◆ **INFORMATION SUPPLIED**:
+===+

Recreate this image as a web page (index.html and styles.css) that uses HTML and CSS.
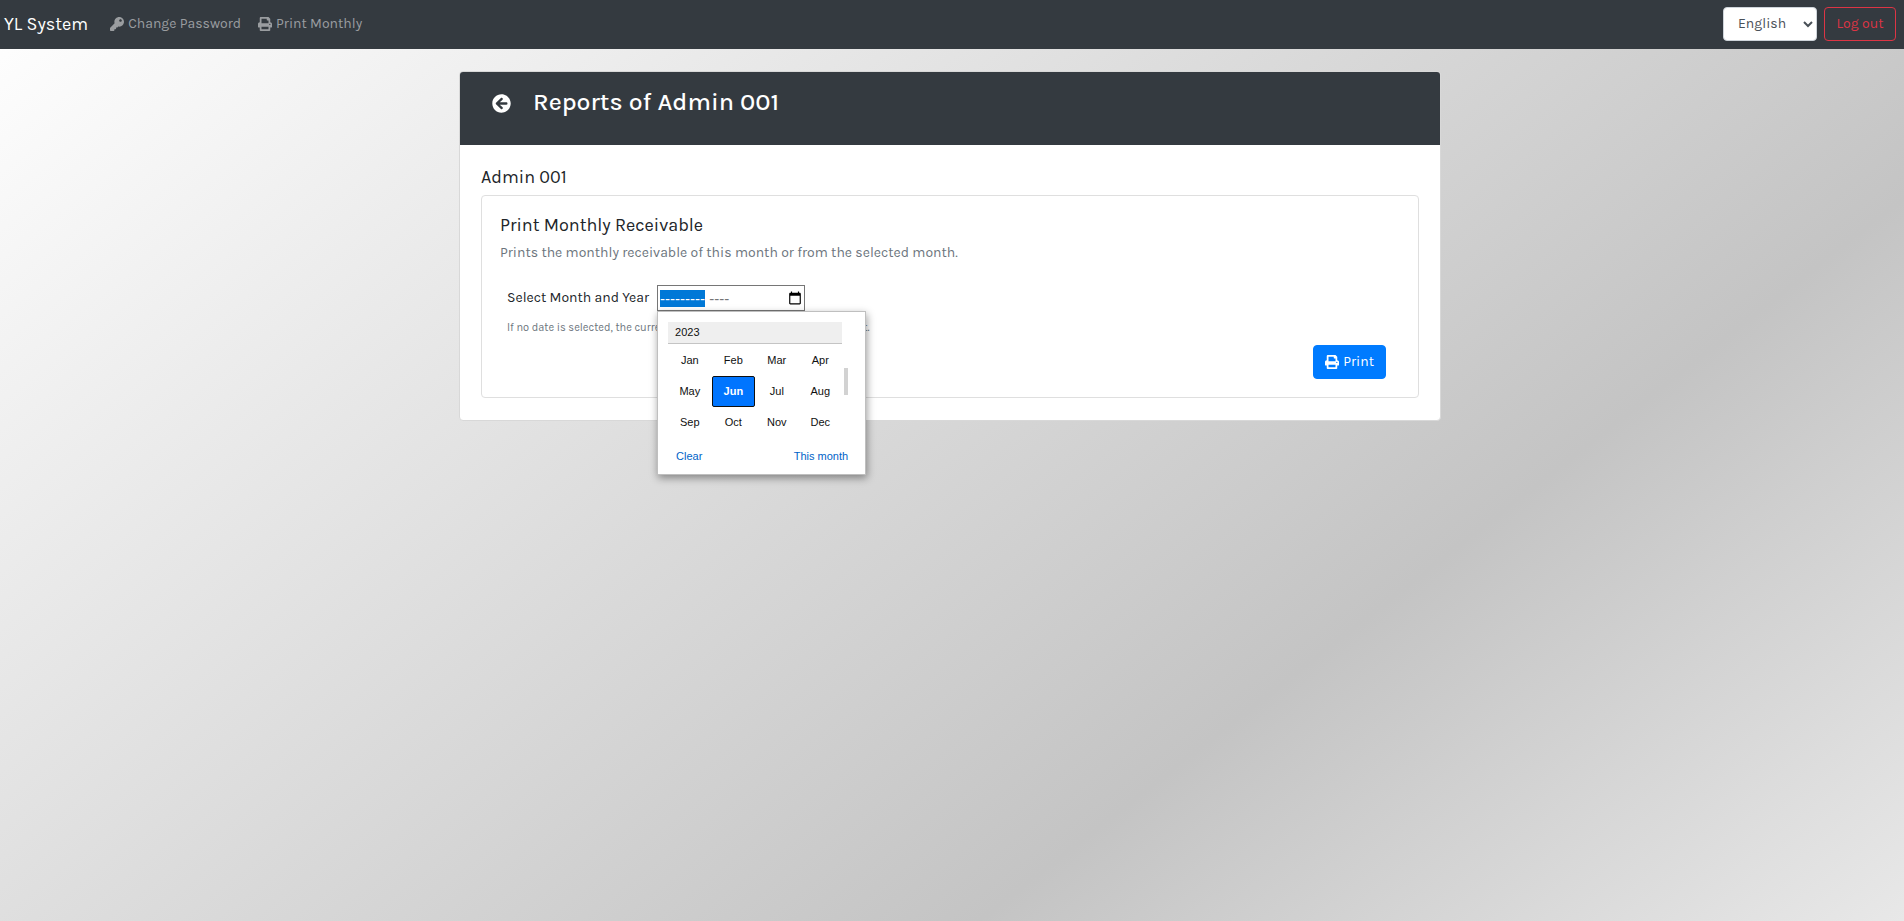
FILE: index.html
```
<!DOCTYPE html>
<html lang="en">
<head>
<meta charset="utf-8">
<meta name="viewport" content="width=device-width, initial-scale=1">
<title>YL System</title>
<link rel="stylesheet" href="styles.css">
</head>
<body>
<svg class="sprite" aria-hidden="true">
  <symbol id="key" viewBox="0 0 512 512"><path d="M512 176.001C512 273.203 433.202 352 336 352c-11.22 0-22.19-1.062-32.827-3.069l-24.012 27.014A23.999 23.999 0 0 1 261.223 384H224v40c0 13.255-10.745 24-24 24h-40v40c0 13.255-10.745 24-24 24H24c-13.255 0-24-10.745-24-24v-78.059c0-6.365 2.529-12.47 7.029-16.971l161.802-161.802C163.108 213.814 160 195.271 160 176 160 78.798 238.797.001 335.999 0 433.488-.001 512 78.511 512 176.001zM336 128c0 26.51 21.49 48 48 48s48-21.49 48-48-21.49-48-48-48-48 21.49-48 48z"/></symbol>
  <symbol id="print" viewBox="0 0 512 512"><path d="M448 192V77.25c0-8.49-3.37-16.62-9.37-22.63L393.37 9.37c-6-6-14.14-9.37-22.63-9.37H96C78.33 0 64 14.33 64 32v160c-35.35 0-64 28.65-64 64v112c0 8.84 7.16 16 16 16h48v96c0 17.67 14.33 32 32 32h320c17.67 0 32-14.33 32-32v-96h48c8.84 0 16-7.16 16-16V256c0-35.35-28.65-64-64-64zm-64 256H128v-96h256v96zm0-224H128V64h192v48c0 8.84 7.16 16 16 16h48v96zm48 72c-13.25 0-24-10.75-24-24 0-13.26 10.75-24 24-24s24 10.74 24 24c0 13.25-10.75 24-24 24z"/></symbol>
  <symbol id="back" viewBox="0 0 512 512"><path d="M256 504C119 504 8 393 8 256S119 8 256 8s248 111 248 248-111 248-248 248zm28.9-143.6L209.4 288H392c13.3 0 24-10.7 24-24v-16c0-13.3-10.7-24-24-24H209.4l75.5-72.4c9.7-9.3 9.9-24.8.4-34.3l-11-10.9c-9.4-9.4-24.6-9.4-33.9 0L107.7 239c-9.4 9.4-9.4 24.6 0 33.9l132.7 132.7c9.4 9.4 24.6 9.4 33.9 0l11-10.9c9.5-9.5 9.3-25-.4-34.3z"/></symbol>
  <symbol id="calendar" viewBox="0 0 24 24"><path d="M20 3h-1V1h-2v2H7V1H5v2H4c-1.100 0-2 .9-2 2v16c0 1.100.9 2 2 2h16c1.100 0 2-.9 2-2V5c0-1.100-.9-2-2-2zm0 18H4V8h16v13z"/></symbol>
</svg>
<header class="navbar">
  <a class="brand" href="#">YL System</a>
  <nav class="nav">
    <a class="nav-link" href="#"><svg class="icon"><use href="#key"/></svg>Change Password</a>
    <a class="nav-link" href="#"><svg class="icon"><use href="#print"/></svg>Print Monthly</a>
  </nav>
  <div class="nav-actions">
    <select class="language" aria-label="Language"><option>English</option></select>
    <button class="btn btn-logout" type="button">Log out</button>
  </div>
</header>
<main class="container">
  <section class="card">
    <header class="card-header">
      <a class="back" href="#" aria-label="Back"><svg class="icon-back"><use href="#back"/></svg></a>
      <h1 class="title">Reports of Admin 001</h1>
    </header>
    <div class="card-body">
      <h2 class="heading">Admin 001</h2>
      <section class="panel">
        <h3 class="heading">Print Monthly Receivable</h3>
        <p class="subtitle">Prints the monthly receivable of this month or from the selected month.</p>
        <form class="form">
          <div class="field">
            <label for="month">Select Month and Year</label>
            <div class="month-wrap">
              <input class="month" id="month" type="text" value="--------- ----" autocomplete="off">
              <button class="month-toggle" type="button" aria-label="Show month picker"><svg class="icon-calendar"><use href="#calendar"/></svg></button>
              <div class="picker">
                <div class="picker-main">
                  <div class="picker-year">2023</div>
                  <div class="months">
                    <button type="button" class="m">Jan</button><button type="button" class="m">Feb</button><button type="button" class="m">Mar</button><button type="button" class="m">Apr</button>
                    <button type="button" class="m">May</button><button type="button" class="m current">Jun</button><button type="button" class="m">Jul</button><button type="button" class="m">Aug</button>
                    <button type="button" class="m">Sep</button><button type="button" class="m">Oct</button><button type="button" class="m">Nov</button><button type="button" class="m">Dec</button>
                  </div>
                  <span class="thumb"></span>
                </div>
                <div class="picker-footer">
                  <button type="button" class="picker-action">Clear</button>
                  <button type="button" class="picker-action">This month</button>
                </div>
              </div>
            </div>
          </div>
          <p class="hint">If no date is selected, the current month and year will be used by default.</p>
          <div class="submit"><button class="btn btn-print" type="submit"><svg class="icon"><use href="#print"/></svg>Print</button></div>
        </form>
      </section>
    </div>
  </section>
</main>
<script src="script.js"></script>
</body>
</html>
```

FILE: script.js
```
// Start with the month part of the field selected.
const month = document.getElementById('month');
month.focus();
month.setSelectionRange(0, 9);
```

FILE: styles.css
```
* { box-sizing: border-box; }
html { min-height: 100%; }
body {
  margin: 0;
  min-height: 100vh;
  font: 14px/24px Karla, Inter, "Liberation Sans", sans-serif;
  color: #212529;
  background: linear-gradient(142deg, #fff 0%, #c4c4c4 70%, #e8e8e8 100%);
}
h1, h2, h3, p { margin: 0; font-weight: 400; }
a { color: inherit; text-decoration: none; }
button, select { font: inherit; cursor: pointer; }
.sprite { position: absolute; width: 0; height: 0; }
.icon { width: 14px; height: 14px; margin-right: 4px; fill: currentColor; }

.navbar { display: flex; align-items: center; height: 49px; padding: 0 8px 2px 4px; background: #343a40; }
.brand { margin-right: 22px; font-size: 18px; color: #fff; }
.nav { display: flex; gap: 17px; }
.nav-link { display: flex; align-items: center; color: #9a9da0; }
.nav-actions { display: flex; gap: 7px; margin-left: auto; }
.language { width: 94px; height: 34px; padding: 0 10px; border: 1px solid #ced4da; border-radius: 4px; background: #fff; color: #495057; }
.btn { display: flex; align-items: center; justify-content: center; min-width: 72px; height: 34px; padding: 0 11px; border: 1px solid; border-radius: 4px; }
.btn-logout { border-color: #dc3545; background: none; color: #dc3545; }

.container { max-width: 1014px; margin: 0 auto; padding: 22px 18px 22px 14px; }
.card { border: 1px solid #d8d8d8; border-radius: 4px; background: #fff; }
.card-header { display: flex; align-items: flex-start; gap: 22px; height: 73px; padding: 14px 32px; border-radius: 3px 3px 0 0; background: #343a40; color: #fff; }
.back { display: flex; padding-top: 8px; }
.icon-back { width: 19px; height: 19px; fill: currentColor; }
.title { font-size: 25px; line-height: 32px; font-weight: 500; }
.card-body { padding: 20px 21px 22px; }
.heading { font-size: 18px; line-height: 24px; }
.panel { margin-top: 6px; padding: 17px 18px 18px; border: 1px solid #dfdfdf; border-radius: 4px; }
.subtitle { margin-top: 4px; color: #6c757d; }
.form { padding: 20px 14px 0 7px; }
.field { display: flex; align-items: center; gap: 8px; height: 26px; }
.month-wrap { position: relative; display: flex; }
.month { width: 148px; height: 26px; padding: 1px 24px 1px 2px; border: 1px solid #767676; outline: 0; background: #fff; font: 15px/20px "Liberation Sans", sans-serif; color: #757575; }
.month::selection { background: #0078d7; color: #fff; }
.month-toggle { position: absolute; top: 1px; right: 0; display: flex; align-items: center; justify-content: center; width: 20px; height: 24px; padding: 0; border: 0; background: none; }
.icon-calendar { width: 14px; height: 14px; fill: #000; }
.hint { margin-top: 5px; font-size: 11px; color: #6c757d; }
.submit { display: flex; justify-content: flex-end; margin-top: 5px; }
.btn-print { border-color: #007bff; background: #007bff; color: #fff; }

.picker { position: absolute; top: 26px; left: 0; width: 209px; padding: 10px; border: 1px solid #bfbfbf; background: #fff; box-shadow: 1px 3px 8px rgba(0, 0, 0, .4); font: 11px/15px "Liberation Sans", sans-serif; color: #101010; }
.picker-main { position: relative; padding-right: 13px; }
.picker-year { height: 22px; padding: 3px 7px; border-bottom: 1px solid #c4c4c4; background: #efefef; }
.months { display: grid; grid-template-columns: repeat(4, 1fr); padding-top: 1px; }
.m { height: 31px; padding: 0; border: 1px solid transparent; border-radius: 2px; background: none; color: inherit; }
.m.current { border-color: #101010; background: #0075ff; color: #fff; font-weight: 700; }
.thumb { position: absolute; right: 7px; top: 46px; width: 4px; height: 27px; background: #d2d2d2; }
.picker-footer { display: flex; justify-content: space-between; padding: 11px 7px 0 8px; }
.picker-action { padding: 0; border: 0; background: none; color: #0063c8; line-height: 15px; }
```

+===+

◆ **SHORT EXERCISE**:
Which lines in the listing above hold the word "index"? Show each of them.

◆ **THE RESPONSE**:
Recreate this image as a web page (index.html and styles.css) that uses HTML and CSS.
FILE: index.html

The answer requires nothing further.